El papel lo aguanta todo, la realidad no, y menos cuando atañe al dinero. Vaya por delante que hay tanta economía sumergida porque a la «emergida» la asfixian con burocracia e impuestos. Algunos radicales que han accedido a los gobiernos están promoviendo una lucha de clases que frenará el empleo. Existen «iluminados» empeñados en castigar a los ricos, por muchos puestos de trabajo que generen e impuestos que paguen. Se está excitando la envidia al predicar aquello de «si tú estás mal es porque otros están bien». Sin embargo, la verdad es otra: la clase media paga tantos tributos porque hay muchos que no pagan ninguno. El problema es que ahora los populistas mandan en los boletines oficiales y ese resentimiento lo traducirán en decretos.
Hay regiones como Cataluña, Andalucía y Asturias en las que el tipo máximo del IRPF es el 49%, expolio al que se deben añadir los otros gravámenes, incluido el salvaje impuesto al patrimonio. Si los nuevos aprendices deciden dar una vuelta de tuerca más a los impuestos, la clase media-alta escapará a la carrera, se ahuyentará la inversión y quienes se ganan la vida tras un ordenador facturarán desde un país en que el esfuerzo fiscal sea razonable. Vender trabajo intelectual desde Lisboa, Dublín, Luxemburgo y Londres puede ser legal y resulta más rentable.

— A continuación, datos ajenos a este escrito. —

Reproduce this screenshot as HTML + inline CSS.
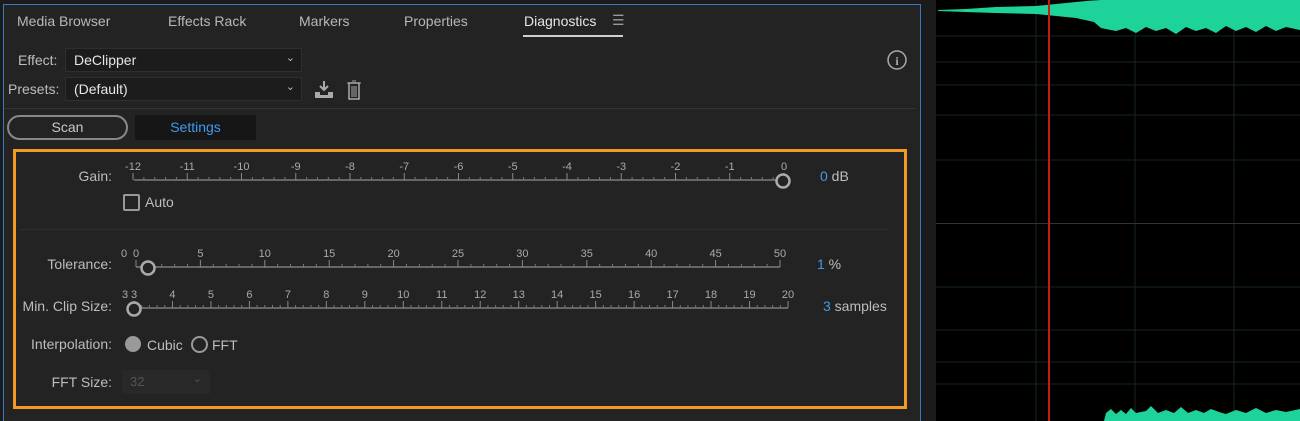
<!DOCTYPE html>
<html style="width:1300px;height:421px;overflow:hidden"><head><meta charset="utf-8"><style>
*{margin:0;padding:0;box-sizing:border-box}
body{width:1300px;height:421px;background:#1b1b1b;overflow:hidden;position:relative;font-family:"Liberation Sans",sans-serif;color:#c8c8c8}
.abs{position:absolute}
#panel{left:3px;top:4px;width:918px;height:417px;border:1px solid #3a78c0;border-bottom:none;background:#232323}
.tab{position:absolute;top:13px;font-size:14px;color:#b8b8b8}
.dd{position:absolute;background:#1c1c1c;border:1px solid #2e2e2e;height:24px;font-size:14px;color:#e6e6e6;padding:3px 8px}
.dd .ch{position:absolute;right:6px;top:2px;font-size:11px;color:#bbb}
.lbl{position:absolute;font-size:14px;color:#bdbdbd;text-align:right}
.blue{color:#3f9bef}
</style></head><body>
<div id="panel" class="abs"></div>
<div class="tab" style="left:17px">Media Browser</div>
<div class="tab" style="left:168px">Effects Rack</div>
<div class="tab" style="left:299px">Markers</div>
<div class="tab" style="left:404px">Properties</div>
<div class="tab" style="left:524px;color:#e6e6e6">Diagnostics</div>
<div class="tab" style="left:612px;top:12px;color:#999">☰</div>
<div class="abs" style="left:523px;top:35px;width:100px;height:2px;background:#cfcfcf"></div>

<div class="lbl" style="left:18px;top:52px">Effect:</div>
<div class="dd" style="left:65px;top:48px;width:237px">DeClipper<span class="ch">⌄</span></div>
<div class="lbl" style="left:8px;top:81px">Presets:</div>
<div class="dd" style="left:65px;top:77px;width:237px">(Default)<span class="ch">⌄</span></div>
<svg class="abs" style="left:312px;top:78px" width="60" height="24">
<path d="M12 3v9M8 8l4 4 4-4" stroke="#aaa" stroke-width="2" fill="none"/>
<path d="M3 14h5v3h8v-3h5v6H3z" fill="#aaa"/>
<rect x="37" y="5" width="10" height="16" fill="none" stroke="#aaa" stroke-width="1.5"/>
<path d="M35 5h14M40 3h4M40 8v11M42 8v11M44 8v11" stroke="#aaa" stroke-width="1"/>
</svg>
<svg class="abs" style="left:886px;top:50px" width="22" height="22"><circle cx="11" cy="10" r="9" fill="none" stroke="#aaa" stroke-width="1.5"/><text x="11" y="15" font-size="12" font-family="Liberation Serif" fill="#aaa" text-anchor="middle" font-weight="bold">i</text></svg>
<div class="abs" style="left:4px;top:108px;width:912px;height:1px;background:#333"></div>

<div class="abs" style="left:7px;top:115px;width:121px;height:25px;border:2px solid #888;border-radius:13px;text-align:center;font-size:14px;line-height:21px;color:#c8c8c8">Scan</div>
<div class="abs" style="left:135px;top:115px;width:121px;height:25px;background:#161616;text-align:center;font-size:14px;line-height:25px;color:#3f9bef">Settings</div>

<div class="abs" style="left:13px;top:149px;width:894px;height:260px;border:3px solid #f29a23;background:#232323"></div>
<div class="abs" style="left:20px;top:229px;width:868px;height:1px;background:#2e2e2e"></div>

<div class="lbl" style="left:0;width:112px;top:168px">Gain:</div>
<div class="lbl" style="left:0;width:112px;top:256px">Tolerance:</div>
<div class="lbl" style="left:0;width:112px;top:298px">Min. Clip Size:</div>
<div class="lbl" style="left:0;width:112px;top:336px">Interpolation:</div>
<div class="lbl" style="left:0;width:112px;top:374px">FFT Size:</div>

<div class="abs" style="left:123px;top:194px;width:17px;height:17px;border:2px solid #999;border-radius:2px"></div>
<div class="lbl" style="left:145px;top:194px">Auto</div>

<div class="abs" style="left:125px;top:336px;width:16px;height:16px;border-radius:50%;background:#999"></div>
<div class="lbl" style="left:147px;top:337px">Cubic</div>
<div class="abs" style="left:191px;top:336px;width:17px;height:17px;border-radius:50%;border:2px solid #999"></div>
<div class="lbl" style="left:212px;top:337px">FFT</div>
<div class="abs" style="left:122px;top:370px;width:88px;height:24px;background:#282828;font-size:13px;color:#555;padding:4px 8px">32<span style="position:absolute;right:8px;top:2px;font-size:11px">⌄</span></div>

<div class="lbl" style="left:820px;top:168px"><span class="blue">0</span> dB</div>
<div class="lbl" style="left:817px;top:256px"><span class="blue">1</span> %</div>
<div class="lbl" style="left:823px;top:298px"><span class="blue">3</span> samples</div>

<svg id="sl" class="abs" style="left:0;top:0" width="920" height="421"></svg>

<svg class="abs" style="left:936px;top:0" width="364" height="421">
<rect width="364" height="421" fill="#000"/>
<g stroke="#14281a" stroke-width="1">
<line x1="0" y1="36" x2="364" y2="36"/><line x1="0" y1="62" x2="364" y2="62"/><line x1="0" y1="85" x2="364" y2="85"/><line x1="0" y1="115" x2="364" y2="115"/><line x1="0" y1="160" x2="364" y2="160"/><line x1="0" y1="287" x2="364" y2="287"/><line x1="0" y1="330" x2="364" y2="330"/><line x1="0" y1="362" x2="364" y2="362"/><line x1="0" y1="384" x2="364" y2="384"/>
<line x1="100" y1="0" x2="100" y2="421"/><line x1="199" y1="0" x2="199" y2="421"/><line x1="298" y1="0" x2="298" y2="421"/>
</g>
<line x1="0" y1="223.5" x2="364" y2="223.5" stroke="#333"/>
<path d="M2 10 L30 9 L60 7 L100 6 L130 3 L150 1 L165 0 L364 0 L364 30 L350 27 L340 31 L330 26 L320 32 L310 27 L300 31 L290 26 L280 33 L270 28 L260 31 L250 27 L240 34 L230 28 L220 31 L210 27 L200 33 L190 28 L180 31 L170 29 L165 28 L158 22 L140 18 L120 16 L100 14 L60 13 L30 12 L2 11Z" fill="#1ed39a"/>
<path d="M168 421 L170 413 L175 409 L180 414 L185 410 L190 414 L195 408 L200 413 L210 411 L215 406 L222 413 L230 410 L238 413 L245 407 L252 413 L260 410 L268 413 L275 409 L283 412 L290 414 L300 410 L310 413 L320 408 L330 413 L340 410 L350 412 L364 409 L364 421Z" fill="#1ed39a"/>
<line x1="113" y1="0" x2="113" y2="421" stroke="#c81818" stroke-width="2"/>
</svg>
<div class="abs" style="left:921px;top:0;width:15px;height:421px;background:#1b1b1b"></div>

<script>
var s=document.getElementById('sl'),h='';
function slider(x0,x1,y,labels,minor,knob,lx0,lx1){
 h+='<line x1="'+x0+'" y1="'+y+'" x2="'+x1+'" y2="'+y+'" stroke="#666" stroke-width="2"/>';
 var n=labels.length-1;
 for(var i=0;i<=n;i++){var x=lx0+(lx1-lx0)*i/n;
  h+='<text x="'+x+'" y="'+(y-10)+'" font-size="11" fill="#aaa" text-anchor="middle" font-family="Liberation Sans">'+labels[i]+'</text>';
  h+='<line x1="'+x+'" y1="'+(y-7)+'" x2="'+x+'" y2="'+y+'" stroke="#888"/>';
  if(i<n)for(var j=1;j<minor;j++){var mx=x+(lx1-lx0)/n*j/minor;h+='<line x1="'+mx+'" y1="'+(y-3)+'" x2="'+mx+'" y2="'+y+'" stroke="#777"/>';}
 }
 h+='<circle cx="'+knob+'" cy="'+(y+1)+'" r="6.5" fill="#232323" stroke="#aaa" stroke-width="2.5"/>';
}
var g=[];for(var i=-12;i<=0;i++)g.push(i);
slider(134,782,180,g,5,783,133,784);
var t=[];for(var i=0;i<=50;i+=5)t.push(i);
slider(136,780,267,t,5,148,136,780);
var m=[];for(var i=3;i<=20;i++)m.push(i);
slider(133,788,308,m,5,134,134,788);
h+='<text x="124" y="257" font-size="11" fill="#aaa" text-anchor="middle">0</text><text x="125" y="298" font-size="11" fill="#aaa" text-anchor="middle">3</text>';
s.innerHTML=h;
</script>
</body></html>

Entre las barbaridades que he oído está la obligación a que todos los pagos sean por tarjeta. Desean que el IVA ya no dependa de lo que compramos, sino de la calificación personal del designio de Hacienda. ¿Pero no habíamos quedado que es el IRPF el impuesto que redistribuye la renta? Hacer pobres a los ricos hará que los desdichados lo sean más, porque el pastel será menor y el número de hambrientos mayor. La obsesión por el control del dinero ajeno se advierte en los radicales. Impedir pagar en efectivo supone privar de una de las dimensiones más esenciales de la libertad: la privacidad. El «Gran Hermano» ataca de nuevo cuando impide que circulen unos billetes que se dicen de «curso legal».